The problem: Your answer is a single number: how many lines hold the word "index"?

---------- Data ----------

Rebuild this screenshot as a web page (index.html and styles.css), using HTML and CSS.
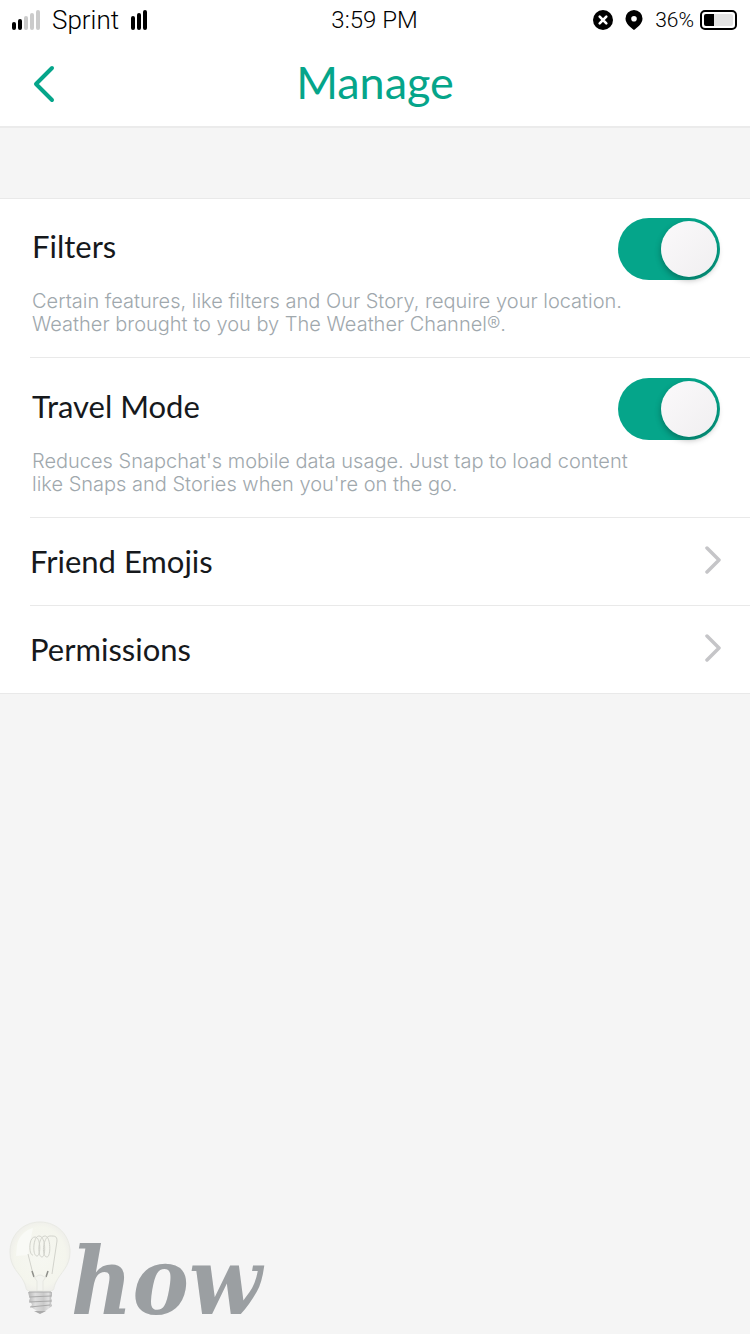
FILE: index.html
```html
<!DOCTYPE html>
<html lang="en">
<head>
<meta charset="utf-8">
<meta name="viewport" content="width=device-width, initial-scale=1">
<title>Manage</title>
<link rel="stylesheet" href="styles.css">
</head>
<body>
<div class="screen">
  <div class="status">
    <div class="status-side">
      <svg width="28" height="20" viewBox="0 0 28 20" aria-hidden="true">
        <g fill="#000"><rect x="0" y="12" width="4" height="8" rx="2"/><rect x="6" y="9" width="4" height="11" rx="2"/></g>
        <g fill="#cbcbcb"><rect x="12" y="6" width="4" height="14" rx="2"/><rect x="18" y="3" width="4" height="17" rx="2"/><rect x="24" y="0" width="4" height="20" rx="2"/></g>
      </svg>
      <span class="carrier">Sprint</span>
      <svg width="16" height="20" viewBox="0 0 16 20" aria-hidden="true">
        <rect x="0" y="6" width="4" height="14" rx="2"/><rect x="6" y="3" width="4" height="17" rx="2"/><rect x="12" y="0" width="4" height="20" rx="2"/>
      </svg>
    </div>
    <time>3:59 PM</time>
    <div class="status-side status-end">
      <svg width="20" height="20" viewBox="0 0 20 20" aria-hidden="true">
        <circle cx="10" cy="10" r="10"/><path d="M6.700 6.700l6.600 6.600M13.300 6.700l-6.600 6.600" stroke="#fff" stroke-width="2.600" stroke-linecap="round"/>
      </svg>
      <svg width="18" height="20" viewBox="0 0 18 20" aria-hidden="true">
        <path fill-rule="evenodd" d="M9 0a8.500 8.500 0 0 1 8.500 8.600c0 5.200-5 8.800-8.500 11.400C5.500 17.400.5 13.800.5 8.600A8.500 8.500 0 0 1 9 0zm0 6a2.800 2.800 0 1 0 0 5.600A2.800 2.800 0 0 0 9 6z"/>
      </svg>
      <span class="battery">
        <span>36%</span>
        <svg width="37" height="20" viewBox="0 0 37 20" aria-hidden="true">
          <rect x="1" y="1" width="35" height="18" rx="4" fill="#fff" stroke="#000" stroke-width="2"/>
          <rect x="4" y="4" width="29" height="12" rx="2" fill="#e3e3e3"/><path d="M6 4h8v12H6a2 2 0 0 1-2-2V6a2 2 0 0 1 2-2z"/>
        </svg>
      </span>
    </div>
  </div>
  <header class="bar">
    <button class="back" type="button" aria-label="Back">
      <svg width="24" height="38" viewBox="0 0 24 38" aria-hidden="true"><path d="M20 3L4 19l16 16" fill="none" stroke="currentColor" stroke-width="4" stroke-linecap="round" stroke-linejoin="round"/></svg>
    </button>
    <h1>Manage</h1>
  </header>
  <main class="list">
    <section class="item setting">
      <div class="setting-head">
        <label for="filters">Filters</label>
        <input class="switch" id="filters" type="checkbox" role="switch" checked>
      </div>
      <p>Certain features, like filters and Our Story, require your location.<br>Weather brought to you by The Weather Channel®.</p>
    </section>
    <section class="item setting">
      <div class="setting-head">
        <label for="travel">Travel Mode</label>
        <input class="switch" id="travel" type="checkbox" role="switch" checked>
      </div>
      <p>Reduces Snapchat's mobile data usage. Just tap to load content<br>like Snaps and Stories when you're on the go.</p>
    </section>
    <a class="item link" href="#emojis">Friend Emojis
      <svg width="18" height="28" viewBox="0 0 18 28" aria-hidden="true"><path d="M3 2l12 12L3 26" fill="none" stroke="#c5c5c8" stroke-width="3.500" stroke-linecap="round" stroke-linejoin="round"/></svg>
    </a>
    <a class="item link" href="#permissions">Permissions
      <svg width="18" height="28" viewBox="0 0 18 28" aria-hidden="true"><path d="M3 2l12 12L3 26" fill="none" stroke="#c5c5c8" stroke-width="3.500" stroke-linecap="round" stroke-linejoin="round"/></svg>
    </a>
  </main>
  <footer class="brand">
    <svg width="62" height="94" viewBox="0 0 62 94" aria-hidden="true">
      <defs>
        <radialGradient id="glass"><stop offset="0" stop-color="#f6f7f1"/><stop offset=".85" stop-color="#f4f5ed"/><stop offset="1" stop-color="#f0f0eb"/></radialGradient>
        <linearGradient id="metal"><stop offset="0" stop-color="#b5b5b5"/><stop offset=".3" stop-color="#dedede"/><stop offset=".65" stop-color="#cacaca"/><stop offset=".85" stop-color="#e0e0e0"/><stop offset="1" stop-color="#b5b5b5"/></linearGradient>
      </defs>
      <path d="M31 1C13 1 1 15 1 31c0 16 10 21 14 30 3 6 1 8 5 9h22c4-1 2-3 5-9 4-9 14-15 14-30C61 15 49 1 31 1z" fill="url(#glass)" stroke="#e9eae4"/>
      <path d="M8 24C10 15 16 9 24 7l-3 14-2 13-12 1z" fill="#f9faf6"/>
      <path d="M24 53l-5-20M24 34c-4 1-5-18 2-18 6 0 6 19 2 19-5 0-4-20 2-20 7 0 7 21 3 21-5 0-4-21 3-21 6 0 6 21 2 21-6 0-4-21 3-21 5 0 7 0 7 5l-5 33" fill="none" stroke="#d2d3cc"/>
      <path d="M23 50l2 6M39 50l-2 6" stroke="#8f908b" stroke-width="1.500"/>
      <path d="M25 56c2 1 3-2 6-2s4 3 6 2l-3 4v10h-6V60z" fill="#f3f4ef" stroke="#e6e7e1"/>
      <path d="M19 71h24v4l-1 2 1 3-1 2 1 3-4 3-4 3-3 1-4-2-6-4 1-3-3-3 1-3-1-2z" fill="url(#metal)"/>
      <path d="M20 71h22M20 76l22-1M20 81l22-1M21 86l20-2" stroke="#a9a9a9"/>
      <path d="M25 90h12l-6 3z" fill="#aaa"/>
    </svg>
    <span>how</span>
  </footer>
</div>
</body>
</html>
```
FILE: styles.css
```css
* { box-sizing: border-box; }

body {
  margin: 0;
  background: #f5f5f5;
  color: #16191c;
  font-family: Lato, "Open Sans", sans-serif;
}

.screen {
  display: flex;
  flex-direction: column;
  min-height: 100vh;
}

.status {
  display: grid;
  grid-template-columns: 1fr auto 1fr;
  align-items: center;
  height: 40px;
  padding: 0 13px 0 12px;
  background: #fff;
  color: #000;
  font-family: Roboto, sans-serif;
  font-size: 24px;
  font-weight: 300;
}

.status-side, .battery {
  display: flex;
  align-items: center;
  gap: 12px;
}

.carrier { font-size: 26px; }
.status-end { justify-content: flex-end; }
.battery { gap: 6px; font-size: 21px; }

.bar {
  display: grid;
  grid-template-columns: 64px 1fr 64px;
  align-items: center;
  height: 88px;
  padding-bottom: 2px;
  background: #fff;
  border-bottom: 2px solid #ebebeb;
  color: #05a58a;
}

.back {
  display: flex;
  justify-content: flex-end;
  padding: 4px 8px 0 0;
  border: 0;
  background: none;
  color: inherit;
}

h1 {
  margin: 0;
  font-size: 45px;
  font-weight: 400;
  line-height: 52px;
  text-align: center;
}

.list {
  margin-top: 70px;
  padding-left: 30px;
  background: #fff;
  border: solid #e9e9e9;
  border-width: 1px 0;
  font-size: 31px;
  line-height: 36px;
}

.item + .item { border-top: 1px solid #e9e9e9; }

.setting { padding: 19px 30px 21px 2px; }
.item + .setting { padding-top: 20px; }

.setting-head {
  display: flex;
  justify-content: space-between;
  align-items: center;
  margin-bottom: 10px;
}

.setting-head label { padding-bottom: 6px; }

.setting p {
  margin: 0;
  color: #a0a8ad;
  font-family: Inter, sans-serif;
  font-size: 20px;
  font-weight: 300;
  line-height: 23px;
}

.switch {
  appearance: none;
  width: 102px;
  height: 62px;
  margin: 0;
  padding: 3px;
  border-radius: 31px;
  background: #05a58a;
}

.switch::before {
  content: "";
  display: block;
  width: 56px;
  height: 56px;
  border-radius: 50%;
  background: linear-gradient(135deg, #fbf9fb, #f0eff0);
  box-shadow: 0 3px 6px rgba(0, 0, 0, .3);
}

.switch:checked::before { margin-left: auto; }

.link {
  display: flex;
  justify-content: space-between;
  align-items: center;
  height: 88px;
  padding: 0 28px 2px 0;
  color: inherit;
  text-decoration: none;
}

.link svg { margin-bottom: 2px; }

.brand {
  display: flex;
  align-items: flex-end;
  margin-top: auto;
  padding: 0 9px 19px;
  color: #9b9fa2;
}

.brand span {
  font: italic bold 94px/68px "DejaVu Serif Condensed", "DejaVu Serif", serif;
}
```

----------

Task response: 2